Do 10 lat pozbawienia wolności grozi 27-latkowi, którego zatrzymali sulechowscy policjanci. W mieszkaniu i piwnicy zatrzymanego znaleziono blisko 2 kg suszu konopi indyjskich. Mężczyzna był poszukiwany do odbycia kary więzienia za kradzieże. Teraz za posiadanie znacznej ilości narkotyków grozi mu do 10 lat pozbawienia wolności.
Policjanci z Sulechowa wielokrotnie udowodnili, że doskonale znają swój teren działania i mają dobre rozpoznanie w środowisku przestępczym. W ubiegłym tygodniu do Komisariatu Policji w Sulechowie wpłynął nakaz doprowadzenia do aresztu śledczego mieszkańca Babimostu, który ma do odbycia karę dwóch lat więzienia za kradzieże i kradzieże z włamaniem. W tym samym czasie dzielnicowi z Babimostu otrzymali informację, że coś podejrzanego dzieje się w piwnicy jednego z bloków w Babimoście. Jak się okazało, to był blok w którym mieszka poszukiwany. Sulechowscy kryminalni sprawdzili co się dzieje w jednej z piwnic, w której znaleziono tam suszące się łodygi konopi indyjskich. Jak się okazało piwnica należała do mieszkania poszukiwanego mężczyzny, którego zatrzymano. Przeszukanie mieszkania przyniosło rezultat w postaci gotowego już suszu konopi. W sumie w piwnicy i w mieszkaniu poszukiwanego policjanci zabezpieczyli 1890 g marihuany – wartość czarnorynkowa narkotyków to około 75 tysięcy zł.

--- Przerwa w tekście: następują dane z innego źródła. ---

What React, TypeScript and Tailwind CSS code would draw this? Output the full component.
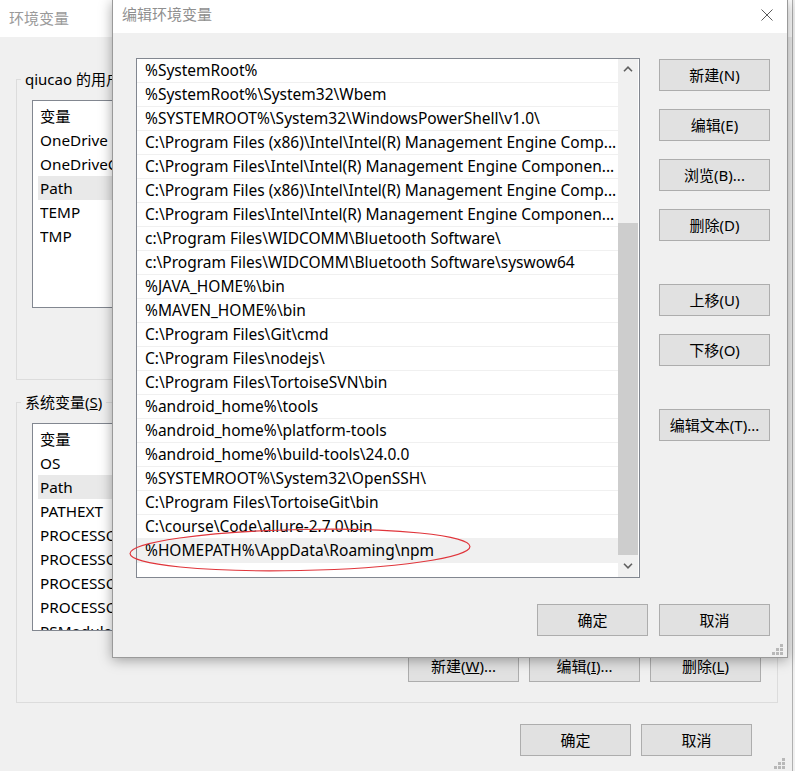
import type { ReactNode } from "react";

const FONT = { fontFamily: '"Noto Sans", "Noto Sans CJK SC", sans-serif' };

const USER_VARS = ["OneDrive", "OneDriveConsumer", "Path", "TEMP", "TMP"];
const SYSTEM_VARS = [
  "OS",
  "Path",
  "PATHEXT",
  "PROCESSOR_ARCHITECTURE",
  "PROCESSOR_IDENTIFIER",
  "PROCESSOR_LEVEL",
  "PROCESSOR_REVISION",
  "PSModulePath",
];

const PATHS = [
  "%SystemRoot%",
  "%SystemRoot%\\System32\\Wbem",
  "%SYSTEMROOT%\\System32\\WindowsPowerShell\\v1.0\\",
  "C:\\Program Files (x86)\\Intel\\Intel(R) Management Engine Comp...",
  "C:\\Program Files\\Intel\\Intel(R) Management Engine Componen...",
  "C:\\Program Files (x86)\\Intel\\Intel(R) Management Engine Comp...",
  "C:\\Program Files\\Intel\\Intel(R) Management Engine Componen...",
  "c:\\Program Files\\WIDCOMM\\Bluetooth Software\\",
  "c:\\Program Files\\WIDCOMM\\Bluetooth Software\\syswow64",
  "%JAVA_HOME%\\bin",
  "%MAVEN_HOME%\\bin",
  "C:\\Program Files\\Git\\cmd",
  "C:\\Program Files\\nodejs\\",
  "C:\\Program Files\\TortoiseSVN\\bin",
  "%android_home%\\tools",
  "%android_home%\\platform-tools",
  "%android_home%\\build-tools\\24.0.0",
  "%SYSTEMROOT%\\System32\\OpenSSH\\",
  "C:\\Program Files\\TortoiseGit\\bin",
  "C:\\course\\Code\\allure-2.7.0\\bin",
  "%HOMEPATH%\\AppData\\Roaming\\npm",
];

function Btn({ children, className = "" }: { children: ReactNode; className?: string }) {
  return (
    <button
      className={`w-[111px] h-[32px] shrink-0 border border-[#adadad] bg-[#e1e1e1] text-[15px] text-black flex items-center justify-center ${className}`}
    >
      {children}
    </button>
  );
}

function Grip() {
  return (
    <svg width="11" height="11" viewBox="0 0 11 11">
      {[
        [8, 0],
        [4, 4],
        [8, 4],
        [0, 8],
        [4, 8],
        [8, 8],
      ].map(([x, y]) => (
        <rect key={`${x}-${y}`} x={x} y={y} width="3" height="3" fill="#b8b8b8" />
      ))}
    </svg>
  );
}

// the part of the back window lists that peeks out left of the dialog
function VarList({ items, selected }: { items: string[]; selected: string }) {
  return (
    <div className="ml-[15px] w-[729px] h-[208px] border border-[#828790] bg-white pt-[3px] pl-[5px] overflow-hidden">
      {["变量", ...items].map((name, i) => (
        <div
          key={name + i}
          className={`h-[24px] flex items-center pl-[2px] text-[15.3px] ${
            name === selected ? "bg-[#e9e9e9]" : ""
          }`}
        >
          <span className="w-[72px] overflow-hidden whitespace-nowrap">{name}</span>
        </div>
      ))}
    </div>
  );
}

function Chevron({ down }: { down?: boolean }) {
  return (
    <svg width="10" height="6" viewBox="0 0 10 6" className={down ? "rotate-180" : ""}>
      <path d="M1 5.2 L5 1.2 L9 5.2" fill="none" stroke="#606060" strokeWidth="1.6" />
    </svg>
  );
}

export default function App() {
  return (
    <div className="relative w-[795px] h-[771px] overflow-hidden bg-[#f0f0f0] text-black" style={FONT}>
      {/* Background window: 环境变量 */}
      <div className="w-[793px] h-[771px] border-r border-[#b0b0b0] flex flex-col">
        <div className="h-[37px] bg-white flex items-center pl-[9px] text-[15px] text-[#9a9a9a]">环境变量</div>

        <div className="ml-[16px] mt-[42px] w-[762px] h-[301px] border border-[#dcdcdc]">
          <div className="-mt-[11px] ml-[4px] w-[91px] pl-[4px] h-[20px] flex items-center bg-[#f0f0f0] text-[15px] overflow-hidden whitespace-nowrap">
            qiucao 的用户变量(U)
          </div>
          <div className="mt-[11px]">
            <VarList items={USER_VARS} selected="Path" />
          </div>
        </div>

        <div className="ml-[16px] mt-[22px] w-[762px] h-[301px] border border-[#dcdcdc] flex flex-col">
          <div className="-mt-[11px] ml-[4px] w-fit px-[4px] h-[20px] flex items-center bg-[#f0f0f0] text-[15px]">
            系统变量(<span className="underline">S</span>)
          </div>
          <div className="mt-[11px]">
            <VarList items={SYSTEM_VARS} selected="Path" />
          </div>
          <div className="mt-[19px] flex justify-end gap-[10px] pr-[16px]">
            <Btn>
              新建(<span className="underline">W</span>)...
            </Btn>
            <Btn>
              编辑(<span className="underline">I</span>)...
            </Btn>
            <Btn>
              删除(<span className="underline">L</span>)
            </Btn>
          </div>
        </div>

        <div className="mt-[21px] flex justify-end gap-[10px] pr-[40px]">
          <Btn>确定</Btn>
          <Btn>取消</Btn>
        </div>
        <div className="mt-auto flex justify-end pr-[7px] pb-[2px]">
          <Grip />
        </div>
      </div>

      {/* Foreground dialog: 编辑环境变量 */}
      <div className="absolute left-[112px] top-0 w-[676px] h-[658px] border-x border-b border-[#9a9a9a] bg-[#f0f0f0] shadow-[0_2px_12px_rgba(0,0,0,0.35)] flex flex-col">
        <div className="h-[33px] shrink-0 bg-white flex items-center justify-between pl-[9px] pr-[14px] pb-[4px]">
          <span className="text-[15px] text-[#8f8f8f]">编辑环境变量</span>
          <svg width="12" height="12" viewBox="0 0 12 12">
            <path d="M0.5 0.5 L11.5 11.5 M11.5 0.5 L0.5 11.5" stroke="#5a5a5a" strokeWidth="1" />
          </svg>
        </div>

        <div className="mt-[25px] ml-[23px] flex items-start gap-[19px]">
          <div className="w-[504px] h-[520px] border border-[#828790] bg-white flex">
            <div className="w-[481px] flex flex-col">
              {PATHS.map((p, i) => (
                <div
                  key={i}
                  className={`h-[24px] shrink-0 border-b border-[#f0f0f0] pl-[8px] pt-[1px] flex items-center text-[15.5px] whitespace-nowrap overflow-hidden ${
                    i === PATHS.length - 1 ? "bg-[#f0f0f0]" : ""
                  }`}
                >
                  {p}
                </div>
              ))}
            </div>
            <div className="w-[20px] bg-[#f0f0f0] flex flex-col">
              <div className="h-[20px] flex items-center justify-center">
                <Chevron />
              </div>
              <div className="h-[144px]" />
              <div className="h-[332px] bg-[#cdcdcd]" />
              <div className="flex-1 flex items-center justify-center">
                <Chevron down />
              </div>
            </div>
          </div>

          <div className="pt-[1px] flex flex-col">
            <Btn>新建(N)</Btn>
            <Btn className="mt-[18px]">编辑(E)</Btn>
            <Btn className="mt-[18px]">浏览(B)...</Btn>
            <Btn className="mt-[18px]">删除(D)</Btn>
            <Btn className="mt-[43px]">上移(U)</Btn>
            <Btn className="mt-[18px]">下移(O)</Btn>
            <Btn className="mt-[43px]">编辑文本(T)...</Btn>
          </div>
        </div>

        <div className="mt-[26px] flex justify-end gap-[11px] pr-[17px]">
          <Btn>确定</Btn>
          <Btn>取消</Btn>
        </div>
        <div className="mt-auto flex justify-end pr-[4px] pb-[2px]">
          <Grip />
        </div>
      </div>

      {/* Red annotation ellipse */}
      <svg className="absolute left-[126px] top-[524px] pointer-events-none" width="350" height="52" viewBox="0 0 350 52">
        <ellipse
          cx="174"
          cy="26"
          rx="170"
          ry="20.5"
          fill="none"
          stroke="#e0353b"
          strokeWidth="1.2"
          transform="rotate(-1.2 174 26)"
        />
      </svg>
    </div>
  );
}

Zatrzymany 27-latek jest znany policjantom, był w przeszłości karany za przestępstwa narkotykowe i przeciwko mieniu.
Mężczyzna usłyszał zarzut posiadania znacznej ilości środków odurzających, za co według Ustawy o przeciwdziałaniu narkomanii grozi kara pozbawienia wolności od roku do 10 lat. W tej sprawie Prokuratura Rejonowa w Świebodzinie wszczęła śledztwo. 27-latek po zakończeniu czynności procesowych został odwieziony przez policjantów do aresztu śledczego.